The ANDS approach to data citation
An important aim of ANDS is to enable more researchers to re-use research data more often. To achieve this aim, ANDS is engaged in activities that will make it easier to share data, to recognise the importance of making data available and to make data citation a standard procedure:
- ANDS has joined DataCite, a group of leading research libraries and technical information providers that aims to make it easier for research datasets to be handled as independent, citable, unique scientific objects. This is done by using Digital Object Identifiers (DOI) as permanent identifiers for datasets. ANDS is participating in the DataCite metadata standards working group.
- ANDS will offer, from mid-2011, a DOI minting service, Cite My Data, to provide datasets with a unique and traceable identifier. This can be used by researchers when they cite their own data in publications. Data can then be registered through ANDS online services, Register My Data or Publish My Data and be discoverable through Research Data Australia. The DOI assigned to dataset can be used by other researchers when the data is re-used and cited.
- ANDS is working with both ThomsonReuters and Elsevier to investigate the feasibility of tracking and recording of data use through DOIs, and making that information available through Web of Science and Scopus. Both of these databases are used extensively world-wide as part of research assessment activities.
- ANDS is engaging with research funding agencies to promote data publication as a primary research output and the inclusion of data in the research assessment process.
How do you cite data?
Data citation standards vary across disciplines. However, DataCite has undertaken some work in this area and recommends the following format.
- Creator (Publication Year): Title. Publisher. Identifier
They recognise that it may also be desirable to include two optional properties, Version and ResourceType (as appropriate). If so, the recommended form is as follows:
- Creator (PublicationYear): Title. Version. Publisher. ResourceType. Identifier
For citation purposes, the Identifier may optionally appear both in its original format and in a linkable, http format. Here are some example data citations:
- Irino, T; Tada, R (2009): Chemical and mineral compositions of sediments from ODP Site 127?797. Geological Institute, University of Tokyo.doi:10.1594/PANGAEA.726855. http://dx.doi.org/10.1594/PANGAEA.726855
- Geofon operator (2009): GEFON event gfz2009kciu (NW Balkan Region). GeoForschungsZentrum Potsdam (GFZ). doi:10.1594/GFG.GEOFON.gfz2009kciu. http://dx.doi.org/10.1594/GFZ.GEOFON.gfz2009kciu
Various data repositories provide a recommended format for citing data from that repository.

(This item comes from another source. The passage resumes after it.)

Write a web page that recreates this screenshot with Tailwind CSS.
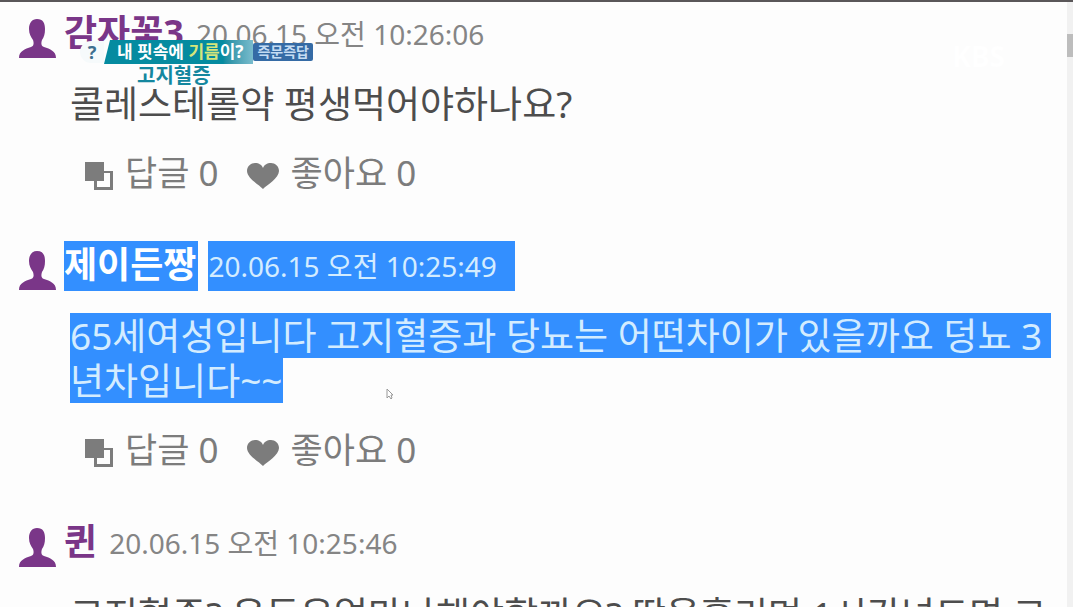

For example: ICPSR and other social science data centres provide a citation for each of their datasets as follows:
- Kessler, Ronald C. National Comorbidity Survey: Baseline (NCS-1), 1990-1992 (Restricted Version) [Computer file]. ICPSR25381-v1. Ann Arbor, MI: Inter-university Consortium for Political and Social Research [distributor], 2009-05-11. doi:10.3886/ICPSR25381
The connection between data and publication is increasingly recognised. The following citation comes from PANGAEA, the Publishing Network for Geoscientific & Environmental Data in Germany. This applies to a data set, and the subsequent citation is to the article based on analysis of the data.
- Kuhlmann, H et al. (2009): Age models, iron intensity, magnetic susceptibility records and dry bulk density of sediment cores from around the Canary Islands. doi:10.1594/PANGAEA.727522. http://dx.doi.org/10.1594/PANGAEA.727522, supplement to
- Kuhlmann, Holger; Freudenthal, Tim; Helmke, Peer; Meggers, Helge (2004): Reconstruction of paleoceanography off NW Africa during the last 40,000 years: influence of local and regional factors on sediment accumulation. Marine Geology, 207(1–4), 209–224. doi:10.1016/j.margeo.2004.03.017 http://dx.doi.org/10.1016/j.margeo.2004.03.017
Directions around data publication
‘What is more, funding agencies and researchers alike must ensure that they support not only the hardware needed to store the data, but also the software that will help investigators to do this. One important facet is metadata management software: tools that streamline the tedious process of annotating data with a description of what the bits mean, which instrument collected them, which algorithms have been used to process them and so on — information that is essential if other scientists are to reuse the data effectively.
Also necessary, especially in an era when data can be mixed and combined in unanticipated ways, is software that can keep track of which pieces of data came from whom. Such systems are essential if tenure and promotion committees are ever to give credit — as they should — to candidates’ track-record of data contribution.’ Nature editorial. 2009. ‘Data’s shameful neglect.’ Nature 461 (145): 168-170.